A poll of businesses from four different sectors of the private economy, conducted by the National Association of Business Economics (NABE) and released earlier this week, found that hiring practices at about 75 percent of companies are not being affected at all by the Affordable Care Act.
While 21 percent expressed concern that the health reform law may negatively affect the business environment, 85 percent remained confident that it would not interfere with their hiring practices. Just 8 percent of businesses said that health reform would lead to less hiring, and only 6 percent said they plan to rely on more part-time labor to avoid healthcare costs.

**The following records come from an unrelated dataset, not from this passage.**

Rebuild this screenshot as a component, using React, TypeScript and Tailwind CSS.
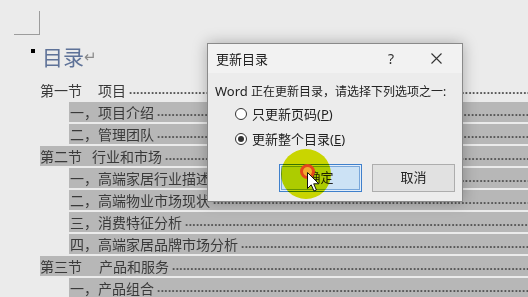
import React from "react";

const DOTS = ".".repeat(200);

type Row = {
  indent: "sec" | "sub";
  head: string;
  gap?: string;
  tail?: string;
  hl: boolean;
};

const rows: Row[] = [
  { indent: "sec", head: "第一节", gap: "ml-[16px]", tail: "项目", hl: false },
  { indent: "sub", head: "一，项目介绍", hl: true },
  { indent: "sub", head: "二，管理团队", hl: true },
  { indent: "sec", head: "第二节", gap: "ml-[10px]", tail: "行业和市场", hl: true },
  { indent: "sub", head: "一，高端家居行业描述", hl: true },
  { indent: "sub", head: "二，高端物业市场现状", hl: true },
  { indent: "sub", head: "三，消费特征分析", hl: true },
  { indent: "sub", head: "四，高端家居品牌市场分析", hl: true },
  { indent: "sec", head: "第三节", gap: "ml-[17px]", tail: "产品和服务", hl: true },
  { indent: "sub", head: "一，产品组合", hl: true },
];

function TocRow({ r }: { r: Row }) {
  return (
    <div
      className={
        "flex h-[20px] shrink-0 items-start overflow-hidden whitespace-nowrap text-[14px] leading-[20px] text-[#3a3a3a] " +
        (r.indent === "sec" ? "ml-[40px] " : "ml-[69px] ") +
        (r.hl ? "bg-[#b7b7b7]" : "")
      }
    >
      <span className={r.indent === "sub" ? "pl-[1px]" : ""}>{r.head}</span>
      {r.tail ? <span className={r.gap}>{r.tail}</span> : null}
      <span className="ml-[3px] min-w-0 flex-1 overflow-hidden font-['Liberation_Serif'] text-[13px] font-bold tracking-[0.4px] text-[#555]">
        {DOTS}
      </span>
    </div>
  );
}

function Radio({ checked }: { checked: boolean }) {
  return (
    <div className="flex h-[12px] w-[12px] items-center justify-center rounded-full border border-[#333] bg-white">
      {checked ? <div className="h-[6px] w-[6px] rounded-full bg-[#333]" /> : null}
    </div>
  );
}

export default function App() {
  return (
    <div className="relative h-[297px] w-[528px] overflow-hidden bg-[#ebebeb] font-['Noto_Sans_CJK_SC',sans-serif]">
      {/* corner mark */}
      <div className="ml-[14px] pt-[11px]">
        <div className="h-[24px] w-[26px] border-b border-r border-[#9c9c9c]" />
      </div>

      {/* heading */}
      <div className="ml-[31px] mt-[9px] flex h-[24px] items-start">
        <div className="mt-[5px] h-[4px] w-[4px] bg-black" />
        <span className="ml-[7px] text-[21px] leading-[24px] text-[#5e7298]">目录</span>
        <span className="mt-[2px] text-[15px] leading-[20px] text-[#8a8a8a]">↵</span>
      </div>

      {/* toc rows */}
      <div className="mt-[12px] flex flex-col gap-[2px]">
        {rows.map((r, i) => (
          <TocRow key={i} r={r} />
        ))}
      </div>

      {/* dialog */}
      <div className="absolute left-[207px] top-[43px] h-[159px] w-[256px] border border-[#8a8a8a] bg-[#ececec] font-['Noto_Sans','Noto_Sans_CJK_SC',sans-serif] text-[#222] shadow-[0_0_14px_rgba(0,0,0,0.28)]">
        {/* title bar */}
        <div className="flex h-[29px] items-center bg-[#f2f2f2] pl-[8px]">
          <span className="text-[13px] leading-[18px]">更新目录</span>
          <span className="ml-auto mr-[37px] text-[14px] leading-[18px] text-[#333]">?</span>
          <svg width="11" height="11" viewBox="0 0 11 11" className="mr-[20px]">
            <path d="M0.5 0.5 L10.5 10.5 M10.5 0.5 L0.5 10.5" stroke="#333" strokeWidth="1.1" />
          </svg>
        </div>
        {/* body */}
        <div className="flex flex-col px-[7px] pt-[9px]">
          <div className="h-[18px] whitespace-nowrap text-[12px] leading-[18px]">
            <span className="text-[13px]">Word</span> 正在更新目录，请选择下列选项之一:
          </div>
          <div className="ml-[20px] mt-[4px] flex h-[20px] items-center gap-[5px]">
            <Radio checked={false} />
            <span className="text-[13px] leading-[20px]">
              只更新页码(<span className="underline">P</span>)
            </span>
          </div>
          <div className="ml-[20px] mt-[5px] flex h-[20px] items-center gap-[5px]">
            <Radio checked={true} />
            <span className="text-[13px] leading-[20px]">
              更新整个目录(<span className="underline">E</span>)
            </span>
          </div>
          <div className="mt-[15px] flex justify-end gap-[10px]">
            <div className="flex h-[28px] w-[83px] items-center justify-center border border-[#3f80cc] bg-[#cce2f5] text-[13px] shadow-[inset_0_0_0_1px_#e4eef9,inset_0_0_0_2px_#78a6da]">
              确定
            </div>
            <div className="flex h-[28px] w-[83px] items-center justify-center border border-[#adadad] bg-[#e1e1e1] text-[13px]">
              取消
            </div>
          </div>
        </div>

        {/* cursor highlight */}
        <div className="absolute left-[73px] top-[105px] h-[50px] w-[50px] rounded-full bg-[#d9e600] mix-blend-multiply" />
        <div className="absolute left-[92px] top-[120px] h-[15px] w-[15px] rounded-full border-[3px] border-[#e4461c] bg-[#f1ad2e]" />
        <svg
          className="absolute left-[99px] top-[128px]"
          width="13"
          height="20"
          viewBox="0 0 13 20"
        >
          <path
            d="M0.5 0.5 L0.5 16.5 L4.2 12.8 L7 19 L9.4 18 L6.7 11.8 L11.8 11.8 Z"
            fill="#fff"
            stroke="#111"
            strokeWidth="1"
            strokeLinejoin="round"
          />
        </svg>
      </div>
    </div>
  );
}
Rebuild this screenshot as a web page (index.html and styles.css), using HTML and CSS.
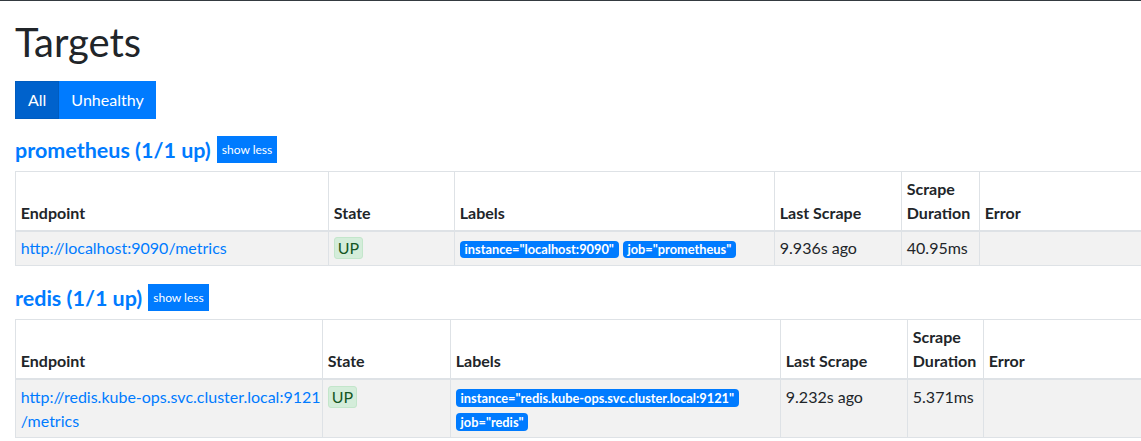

The data provides a sharp contrast to Republican rhetoric over the last several years. Many of the party's leading voices contend that Obamacare is a "job killer," and a long record of their comments still exists online.
"Obamacare is a job killer," former Massachusetts Governor Mitt Romney declared moments after the U.S. Supreme Court affirmed the Affordable Care Act as the law of the land. "Businesses across the country have been asked what the impact is of Obamacare. Three quarters of those surveyed by the Chamber of Commerce said Obamacare makes it less likely for them to hire people."
Romney sounded a lot like Florida Governor Rick Scott -- a former venture capitalist who founded the Columbia Hospital Corporation -- who appeared on Fox News days earlier and proclaimed that Obamacare "will be the biggest job killer ever."
Americans also heard that same rhetoric from Texas Senator Ted Cruz ahead of the costly government shutdown of 2013. "Obamacare is the number one job killer in America!" Cruz told a crowd of cheering Republicans.
They were echoed by former Alaska Governor Sarah Palin, who insisted during a Fox News interview in September that "the middle class will be decimated" by the health reform law, which she alleged would "result in a part-time employment arena that most Americans are gonna have to face."
If Republicans wish to keep their brand of being more in touch with businesses than Democrats, maybe they should try being right when they talk about the impact of government policies on the private sector.
Meanwhile, the unemployment rate dropped in 39 states last month, improving to 6.7 percent nationally from a high of 10 percent in October 2009.